March 5, 2010
Carrick: Two sectors account for more than half of U.S. job losses since 2007
The following are some highlights from today’s U.S. labor market report from the Bureau of Labor Statistics.
U.S. employment declined again in February 2010, but by only 36,000 jobs. In the worst month for employment in the recession, January of last year, the jobs decline was 780,000.
It is clear that the employment situation has improved and stabilized considerably since a year ago.
Over the past four months, the U.S. jobs picture has been essentially flat. Having said this, the U.S. recovery is proceeding without an improvement in employment so far. It is being referred to as a “jobless recovery.”

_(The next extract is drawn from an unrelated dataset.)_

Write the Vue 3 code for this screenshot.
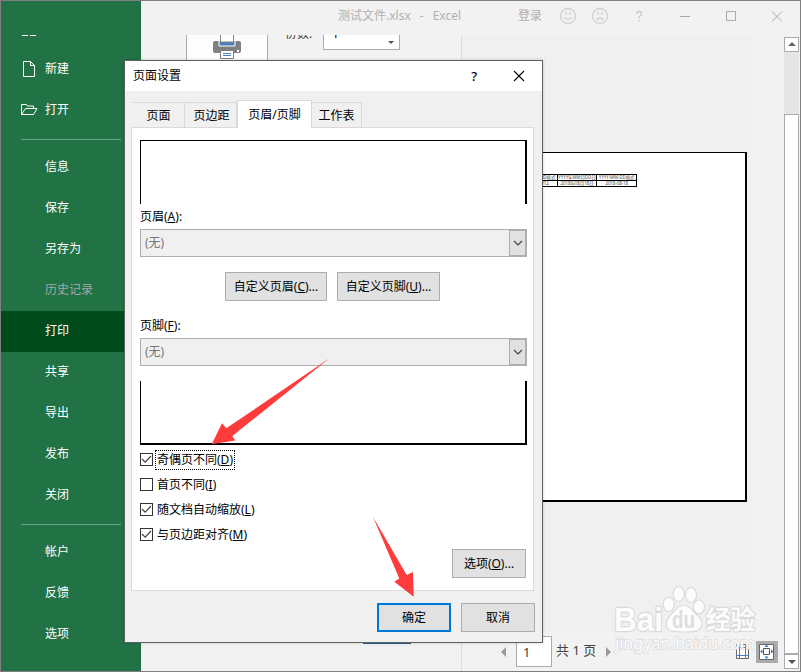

Looking back a little further, U.S. overall employment started to decline towards the end of 2007. The total drop in the number of jobs is now 8.4 million. This continues to act as a drag on consumer confidence, spending and home-buying activity.
Two sectors account for more than 50% of the total employment decline – manufacturing at -2.3 million jobs and construction at -2.2 million.
Since manufacturing still accounts for more than double the number of jobs as construction, it is clear that the latter category of work has borne the brunt of the pain.
Furthermore, the manufacturing employment decline has leveled off over the past six months, whereas construction employment is still headed down.
The U.S. unemployment rate stayed steady in the latest month, just under 10.0% at 9.7%.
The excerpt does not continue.